Q: Do you think war brings out the best or the worst in people, or both?

A: I think it is both. I think men go and they bond, so when somebody’s protecting your ass it’s like the deepest relationship you’ve ever had. It’s almost like having a parental relationship but as an adult. I think people come back with the idea that those relationships are deeper than any relationships they have. So it’s very hard to get past. So they come back and they’ve lost their family relationships, y’know, because the one they left behind was deeper and made sense and now the threat’s gone and maybe the person’s dead. It’s kind of like the world collapses.

Q: It seems audiences are staying away in droves from movies about the war on terror. Why do you think that is?

A: I think it’s just that there’s a level of denial that there’s a war going on at all. So the act of going to the cinema is an act of transgression. If you don’t believe there’s a war and it’s not on the TV and it doesn’t affect you, then by going you’re kind of activating some level of denial.

I think this movie is more about the home turf. It’s a story about the consequences in America of something that’s happened abroad, y’know. I don’t judge it as a war movie in that way.

Q: Are you confident the movie will perform in such a crowded field?

A: I think we’ve come out very late. We’re a dark horse and we’re coming out of left field for a lot of people. Because the movie was held for a year, people think there’s something wrong with it, but there isn’t. We just held it, y’know.

Q: Why did they hold it?

A: It was too busy last year and we got finished too late for December. They thought it might come out in the spring, but then they thought better of it.

Q: You’ve built your career on character-driven dramas. How hard it is to get this type of movie made in the current market?

A: I think it’s kind of a natural problem of the weekend movie and the logic of moviemaking now moving into the marketing division. I think that movies are just where real estate was, y’know. So there’s a lot of movies made that probably wouldn’t have been made with hedge fund money and too much money in the system. So they start cannibalizing each other and people probably got fed up seeing them, y’know. And I think what comes around goes around. I mean, “Precious” is a dark, deep movie. I went to see it last night and the cinema was full at 7 o’clock on a Saturday. You can’t say that’s not a strong character-driven movie.

Q: It’s also not a movie the studios made.

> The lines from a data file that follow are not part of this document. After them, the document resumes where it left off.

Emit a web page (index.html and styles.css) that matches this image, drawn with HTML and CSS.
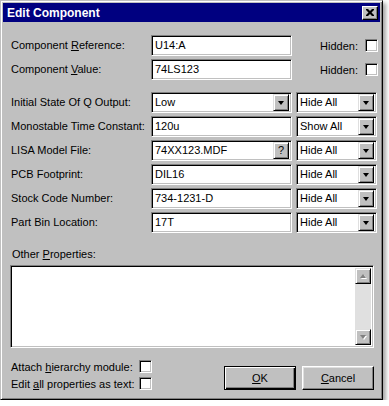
FILE: index.html
```html
<!DOCTYPE html>
<html>
<head>
<meta charset="utf-8">
<title>Edit Component</title>
<link rel="stylesheet" href="styles.css">
</head>
<body>
<div class="window">
  <div class="titlebar">
    <span class="title">Edit Component</span>
    <span class="close"><svg width="8" height="7" viewBox="0 0 8 7"><path d="M0 0h2l2 2 2-2h2v1l-2.5 2.5L8 6v1H6L4 5 2 7H0V6l2.5-2.5L0 1z" fill="#000"/></svg></span>
  </div>
  <div class="content">
    <div class="grid top">
      <div class="label"><span>Component <u>R</u>eference:</span></div>
      <div class="field"><span class="val">U14:A</span></div>
      <div class="hidden"><span>Hidden:</span><span class="check"></span></div>
      <div class="label"><span>Component <u>V</u>alue:</span></div>
      <div class="field"><span class="val">74LS123</span></div>
      <div class="hidden"><span>Hidden:</span><span class="check"></span></div>
    </div>
    <div class="grid props">
      <div class="label"><span>Initial State Of Q Output:</span></div>
      <div class="field"><span class="val">Low</span><span class="btn arrow"></span></div>
      <div class="field"><span class="val">Hide All</span><span class="btn arrow"></span></div>

      <div class="label"><span>Monostable Time Constant:</span></div>
      <div class="field"><span class="val">120u</span></div>
      <div class="field"><span class="val">Show All</span><span class="btn arrow"></span></div>

      <div class="label"><span>LISA Model File:</span></div>
      <div class="field"><span class="val">74XX123.MDF</span><span class="btn q">?</span></div>
      <div class="field"><span class="val">Hide All</span><span class="btn arrow"></span></div>

      <div class="label"><span>PCB Footprint:</span></div>
      <div class="field"><span class="val">DIL16</span></div>
      <div class="field"><span class="val">Hide All</span><span class="btn arrow"></span></div>

      <div class="label"><span>Stock Code Number:</span></div>
      <div class="field"><span class="val">734-1231-D</span></div>
      <div class="field"><span class="val">Hide All</span><span class="btn arrow"></span></div>

      <div class="label"><span>Part Bin Location:</span></div>
      <div class="field"><span class="val">17T</span></div>
      <div class="field"><span class="val">Hide All</span><span class="btn arrow"></span></div>
    </div>
    <div class="other-label">Other <u>P</u>roperties:</div>
    <div class="textarea">
      <div class="text"></div>
      <div class="vscroll">
        <span class="sbtn"><span class="tri up"></span></span>
        <span class="track"></span>
        <span class="sbtn"><span class="tri down"></span></span>
      </div>
    </div>
    <div class="footer">
      <div class="checks">
        <div class="crow"><span class="clabel">Attach <u>h</u>ierarchy module:</span><span class="check"></span></div>
        <div class="crow"><span class="clabel">Edit <u>a</u>ll properties as text:</span><span class="check"></span></div>
      </div>
      <div class="buttons">
        <div class="pbtn default"><span class="inner"><u>O</u>K</span></div>
        <div class="pbtn"><span class="inner"><u>C</u>ancel</span></div>
      </div>
    </div>
  </div>
</div>
</body>
</html>
```

FILE: styles.css
```css
* { box-sizing: border-box; }
html, body { margin: 0; padding: 0; background: #ffffff; }
body {
  font-family: "Liberation Sans", Arial, sans-serif;
  font-size: 11px;
  color: #000;
}
u { text-decoration: underline; text-underline-offset: 1px; }

.window {
  width: 383px;
  height: 400px;
  background: #c0c0c0;
  border: 1px solid;
  border-color: #c0c0c0 #000 #000 #c0c0c0;
  box-shadow: inset 1px 1px #fff, inset -1px -1px #808080, 3px 3px 4px rgba(0,0,0,0.35);
  padding: 2px;
  display: flex;
  flex-direction: column;
}

.titlebar {
  height: 19px;
  background: #000080;
  display: flex;
  align-items: center;
  justify-content: space-between;
  padding: 0 2px 0 4px;
}
.title {
  color: #fff;
  font-weight: bold;
  font-size: 12px;
}
.close {
  width: 16px;
  height: 14px;
  background: #c0c0c0;
  border: 1px solid;
  border-color: #fff #000 #000 #fff;
  box-shadow: inset -1px -1px #808080;
  display: flex;
  align-items: center;
  justify-content: center;
  padding-bottom: 1px;
}
.close svg { display: block; }

.content {
  padding-left: 8px;
}

.grid {
  display: grid;
  grid-template-columns: 136px 141px 81px;
  column-gap: 4px;
  grid-auto-rows: 21px;
  row-gap: 3px;
}
.top { margin-top: 13px; }
.props { margin-top: 12px; }

.label {
  display: flex;
  align-items: center;
  padding-bottom: 1px;
  white-space: nowrap;
}

.field {
  background: #fff;
  border: 1px solid;
  border-color: #808080 #fff #fff #808080;
  box-shadow: inset 1px 1px #000, inset -1px -1px #c0c0c0;
  display: flex;
  align-items: center;
  padding: 2px 2px 2px 3px;
}
.val { flex: 1; white-space: nowrap; padding-bottom: 1px; }

.btn {
  width: 16px;
  height: 17px;
  background: #c0c0c0;
  border: 1px solid;
  border-color: #dfdfdf #000 #000 #dfdfdf;
  box-shadow: inset 1px 1px #fff, inset -1px -1px #808080;
  display: flex;
  align-items: center;
  justify-content: center;
}
.arrow::after {
  content: "";
  width: 0;
  height: 0;
  border-left: 3.5px solid transparent;
  border-right: 3.5px solid transparent;
  border-top: 4px solid #000;
  margin-top: 1px;
}
.q { font-size: 11px; line-height: 1; padding-bottom: 1px; }

.hidden {
  display: flex;
  align-items: center;
  justify-content: flex-end;
  margin-right: -1px;
  gap: 7px;
}

.check {
  width: 13px;
  height: 13px;
  background: #fff;
  border: 1px solid;
  border-color: #808080 #fff #fff #808080;
  box-shadow: inset 1px 1px #000, inset -1px -1px #c0c0c0;
  display: inline-block;
  flex: none;
}

.other-label {
  margin-top: 15px;
  height: 13px;
  line-height: 13px;
  padding-left: 1px;
  margin-bottom: 4px;
}

.textarea {
  margin-left: -1px;
  width: 364px;
  height: 83px;
  background: #fff;
  border: 1px solid;
  border-color: #808080 #fff #fff #808080;
  box-shadow: inset 1px 1px #000, inset -1px -1px #c0c0c0;
  display: flex;
  padding: 2px;
}
.text { flex: 1; }
.vscroll {
  width: 16px;
  display: flex;
  flex-direction: column;
  background: #e0e0e0;
}
.track { flex: 1; }
.sbtn {
  width: 16px;
  height: 16px;
  background: #c0c0c0;
  border: 1px solid;
  border-color: #dfdfdf #000 #000 #dfdfdf;
  box-shadow: inset 1px 1px #fff, inset -1px -1px #808080;
  display: flex;
  align-items: center;
  justify-content: center;
}
.tri { width: 0; height: 0; }
.tri.up {
  border-left: 3.5px solid transparent;
  border-right: 3.5px solid transparent;
  border-bottom: 4px solid #808080;
  filter: drop-shadow(1px 1px 0 #fff);
}
.tri.down {
  border-left: 3.5px solid transparent;
  border-right: 3.5px solid transparent;
  border-top: 4px solid #808080;
  filter: drop-shadow(1px 1px 0 #fff);
}

.footer {
  display: flex;
  justify-content: space-between;
}
.checks {
  margin-top: 12px;
  display: flex;
  flex-direction: column;
  gap: 4px;
}
.crow {
  display: flex;
  align-items: center;
  height: 13px;
}
.clabel { width: 128px; white-space: nowrap; }

.buttons {
  margin-top: 18px;
  margin-right: 6px;
  display: flex;
  gap: 6px;
}
.pbtn {
  width: 72px;
  height: 24px;
  background: #c0c0c0;
  border: 1px solid;
  border-color: #fff #000 #000 #fff;
  box-shadow: inset -1px -1px #808080, inset 1px 1px #dfdfdf;
  display: flex;
  align-items: center;
  justify-content: center;
}
.pbtn.default {
  border: 1px solid #000;
  box-shadow: inset 1px 1px #fff, inset -1px -1px #000, inset -2px -2px #808080;
}
.inner { padding-bottom: 1px; }
```
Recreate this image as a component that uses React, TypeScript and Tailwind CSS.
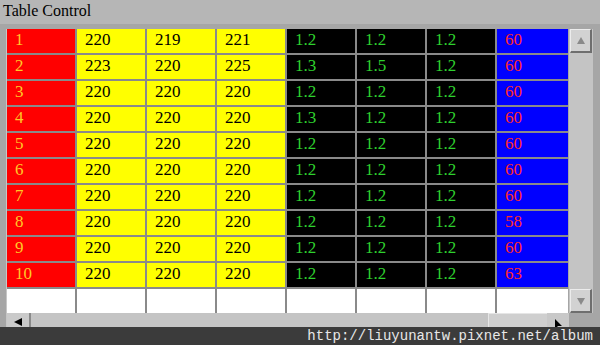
const rows = [
  ["1", "220", "219", "221", "1.2", "1.2", "1.2", "60"],
  ["2", "223", "220", "225", "1.3", "1.5", "1.2", "60"],
  ["3", "220", "220", "220", "1.2", "1.2", "1.2", "60"],
  ["4", "220", "220", "220", "1.3", "1.2", "1.2", "60"],
  ["5", "220", "220", "220", "1.2", "1.2", "1.2", "60"],
  ["6", "220", "220", "220", "1.2", "1.2", "1.2", "60"],
  ["7", "220", "220", "220", "1.2", "1.2", "1.2", "60"],
  ["8", "220", "220", "220", "1.2", "1.2", "1.2", "58"],
  ["9", "220", "220", "220", "1.2", "1.2", "1.2", "60"],
  ["10", "220", "220", "220", "1.2", "1.2", "1.2", "63"]
];

// colour per column: background + text
const colStyles = [
  "bg-[#ff0000] text-[#ffc828]",
  "bg-[#ffff00] text-black",
  "bg-[#ffff00] text-black",
  "bg-[#ffff00] text-black",
  "bg-black text-[#2ed12e]",
  "bg-black text-[#2ed12e]",
  "bg-black text-[#2ed12e]",
  "bg-[#0000ff] text-[#ff2a2a]"
];

const ScrollButton = ({ children }: { children: React.ReactNode }) => (
  <div className="flex h-[24px] w-[22px] items-center justify-center border-t border-l border-t-[#ececec] border-l-[#ececec] border-r-2 border-b-2 border-r-[#6e6e6e] border-b-[#6e6e6e] bg-[#d2d2d2]">
    {children}
  </div>
);

const App = () => {
  return (
    <div className="relative h-[345px] w-[600px] overflow-hidden bg-[#b6b6b6] font-[Liberation_Serif,serif]">
      <div className="h-[24px] pl-[3px] text-[16px] leading-[22px] text-black">Table Control</div>

      <div className="flex h-[321px] flex-col bg-[#a6a6a6] pt-[5px] pl-[6px]">
        <div className="flex border-l border-[#c6c6c6]">
          <div className="grid grid-cols-[68px_68px_68px_68px_68px_68px_68px_71px] gap-[2px] bg-[#8a8a8a]">
            {rows.map((row, r) =>
              row.map((val, c) => (
                <div
                  key={`${r}-${c}`}
                  className={`h-[24px] pl-[8px] text-[17px] leading-[22px] ${colStyles[c]}`}
                >
                  {val}
                </div>
              ))
            )}
            {colStyles.map((_, c) => (
              <div key={`blank-${c}`} className="h-[24px] bg-white" />
            ))}
          </div>

          <div className="ml-[1px] flex h-[284px] w-[24px] flex-col justify-between bg-[#c4c4c4] pl-[1px]">
            <ScrollButton>
              <svg width="10" height="10" viewBox="0 0 10 10">
                <path d="M5 1 L9 8 L1 8 Z" fill="#8a8a8a" />
              </svg>
            </ScrollButton>
            <ScrollButton>
              <svg width="10" height="10" viewBox="0 0 10 10">
                <path d="M1 2 L9 2 L5 9 Z" fill="#8a8a8a" />
              </svg>
            </ScrollButton>
          </div>
        </div>

        <div className="flex h-[32px] w-[563px] border-l border-[#c6c6c6] bg-[#c4c4c4]">
          <div className="flex h-[32px] w-[24px] items-start justify-center border-r-2 border-[#8a8a8a] bg-[#cacaca] pt-[4px]">
            <svg width="10" height="10" viewBox="0 0 10 10">
              <path d="M1 5 L9 1 L9 9 Z" fill="#000" />
            </svg>
          </div>
          <div className="ml-[457px] h-[32px] w-[60px] border-t border-l border-[#e6e6e6] bg-[#cfcfcf]" />
          <div className="flex h-[32px] w-[22px] items-start justify-center bg-[#c8c8c8] pt-[5px]">
            <svg width="10" height="12" viewBox="0 0 10 12">
              <path d="M2 1 L9 8 L5 8 L2 11 Z" fill="#000" />
            </svg>
          </div>
        </div>
      </div>

      {/* watermark strip over the bottom edge */}
      <div className="absolute right-0 bottom-0 left-0 h-[18px] bg-[#3b3b3b] pr-[7px] text-right font-[Liberation_Mono,monospace] text-[14px] leading-[18px] text-[#e8e8e8]">
        http://liuyunantw.pixnet.net/album
      </div>
    </div>
  );
};

export default App;
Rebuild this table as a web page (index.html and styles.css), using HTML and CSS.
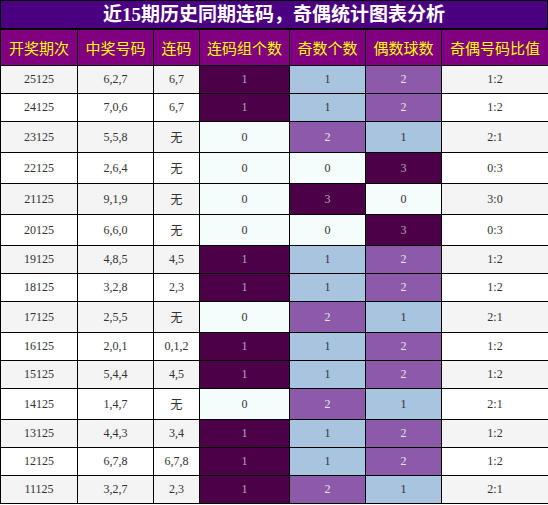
FILE: index.html
```html
<!DOCTYPE html>
<html lang="zh-CN">
<head>
  <meta charset="UTF-8" />
  <meta name="viewport" content="width=device-width, initial-scale=1.0"/>
  <title>连码奇偶统计</title>
  <link rel="stylesheet" href="styles.css">
</head>
<body>

  <div class="wrap">
    <div class="title">近15期历史同期连码，奇偶统计图表分析</div>

    <table class="stats">
      <colgroup>
        <col class="c-issue">
        <col class="c-nums">
        <col class="c-link">
        <col class="c-group">
        <col class="c-odd">
        <col class="c-even">
        <col class="c-ratio">
      </colgroup>
      <thead>
        <tr>
          <th>开奖期次</th>
          <th>中奖号码</th>
          <th>连码</th>
          <th>连码组个数</th>
          <th>奇数个数</th>
          <th>偶数球数</th>
          <th>奇偶号码比值</th>
        </tr>
      </thead>
      <tbody>
        <tr><td>25125</td><td>6,2,7</td><td>6,7</td><td class="lv3">1</td><td class="lv1">1</td><td class="lv2">2</td><td>1:2</td></tr>
        <tr><td>24125</td><td>7,0,6</td><td>6,7</td><td class="lv3">1</td><td class="lv1">1</td><td class="lv2">2</td><td>1:2</td></tr>
        <tr><td>23125</td><td>5,5,8</td><td>无</td><td class="lv0">0</td><td class="lv2">2</td><td class="lv1">1</td><td>2:1</td></tr>
        <tr><td>22125</td><td>2,6,4</td><td>无</td><td class="lv0">0</td><td class="lv0">0</td><td class="lv3">3</td><td>0:3</td></tr>
        <tr><td>21125</td><td>9,1,9</td><td>无</td><td class="lv0">0</td><td class="lv3">3</td><td class="lv0">0</td><td>3:0</td></tr>
        <tr><td>20125</td><td>6,6,0</td><td>无</td><td class="lv0">0</td><td class="lv0">0</td><td class="lv3">3</td><td>0:3</td></tr>
        <tr><td>19125</td><td>4,8,5</td><td>4,5</td><td class="lv3">1</td><td class="lv1">1</td><td class="lv2">2</td><td>1:2</td></tr>
        <tr><td>18125</td><td>3,2,8</td><td>2,3</td><td class="lv3">1</td><td class="lv1">1</td><td class="lv2">2</td><td>1:2</td></tr>
        <tr><td>17125</td><td>2,5,5</td><td>无</td><td class="lv0">0</td><td class="lv2">2</td><td class="lv1">1</td><td>2:1</td></tr>
        <tr><td>16125</td><td>2,0,1</td><td>0,1,2</td><td class="lv3">1</td><td class="lv1">1</td><td class="lv2">2</td><td>1:2</td></tr>
        <tr><td>15125</td><td>5,4,4</td><td>4,5</td><td class="lv3">1</td><td class="lv1">1</td><td class="lv2">2</td><td>1:2</td></tr>
        <tr><td>14125</td><td>1,4,7</td><td>无</td><td class="lv0">0</td><td class="lv2">2</td><td class="lv1">1</td><td>2:1</td></tr>
        <tr><td>13125</td><td>4,4,3</td><td>3,4</td><td class="lv3">1</td><td class="lv1">1</td><td class="lv2">2</td><td>1:2</td></tr>
        <tr><td>12125</td><td>6,7,8</td><td>6,7,8</td><td class="lv3">1</td><td class="lv1">1</td><td class="lv2">2</td><td>1:2</td></tr>
        <tr><td>11125</td><td>3,2,7</td><td>2,3</td><td class="lv3">1</td><td class="lv2">2</td><td class="lv1">1</td><td>2:1</td></tr>
      </tbody>
    </table>
  </div>

</body>
</html>
```

FILE: styles.css
```css
* { box-sizing: border-box; }
body {
  margin: 0;
  padding: 0;
  background: #fff;
  font-family: 'Liberation Serif', 'Noto Sans CJK SC', serif;
}
.wrap {
  width: 548px;
}
.title {
  background: #4b0082;
  color: #fff;
  border: 1px solid #000;
  font-size: 19px;
  font-weight: bold;
  text-align: center;
  line-height: 27px;
  height: 29px;
}
.stats {
  width: 548px;
  border-collapse: collapse;
  table-layout: fixed;
  border: 1px solid #000;
}
.c-issue { width: 77px; }
.c-nums { width: 76px; }
.c-link { width: 46px; }
.c-group { width: 90px; }
.c-odd { width: 76px; }
.c-even { width: 76px; }
.c-ratio { width: 107px; }
.stats th {
  background: #800080;
  color: #ffff00;
  font-family: 'Noto Sans CJK SC', sans-serif;
  font-weight: normal;
  font-size: 15px;
  height: 36px;
  padding: 0;
  border: 1px solid #000;
  text-align: center;
  white-space: nowrap;
}
.stats td {
  font-size: 12px;
  color: #333;
  text-align: center;
  padding: 6px 0;
  border: 1px solid #000;
  height: 28px;
}
.stats tbody tr:nth-child(odd) { background: #f4f4f4; }
.stats tbody tr:nth-child(even) { background: #fff; }
.lv0 { background: #f5fcfc; }
.lv1 { background: #a8c4df; }
.stats td.lv2 { background: #8c5aa9; color: #e4e4e4; }
.stats td.lv3 { background: #4b0048; color: #b8a8b8; }
```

A: The logic of that is eventually they kind of cannibalized everything except that movie that—in a funny way, I think there’s only a TV business. What I mean by that is if you can put it on the television for 30 seconds, or 15 seconds, and sell the concept, then you’ve a chance of people going to the movie. And if you can’t do that, you don’t seem to exist anymore. So it seems to be coming down to a TV business.

Q: Will smaller movies be relegated to the internet with only tentpole and event pictures on the big screen?

A: I’m not sure. I hope not. I think that somebody should try an alternative distribution system. Weekend is killing us. It’s just mashing everything into who can survive. It’s like the Roman amphitheater with the weekend. You got two gladiators battling each other’s heads to death.

Q: Can any of this be read as a sign that the audience’s appetite for being challenged has subsided?

A: I think they want event movies, and kind of like if you’ve seen “Precious,” which is a wonderful insane performance by Mo’nique, y’know, they seem to—I suppose they want things that are out-there, or outlandish and beyond the normal. I think the appetite for normal drama has diminished a lot. But for extraordinary events, I think there’s probably still an appetite.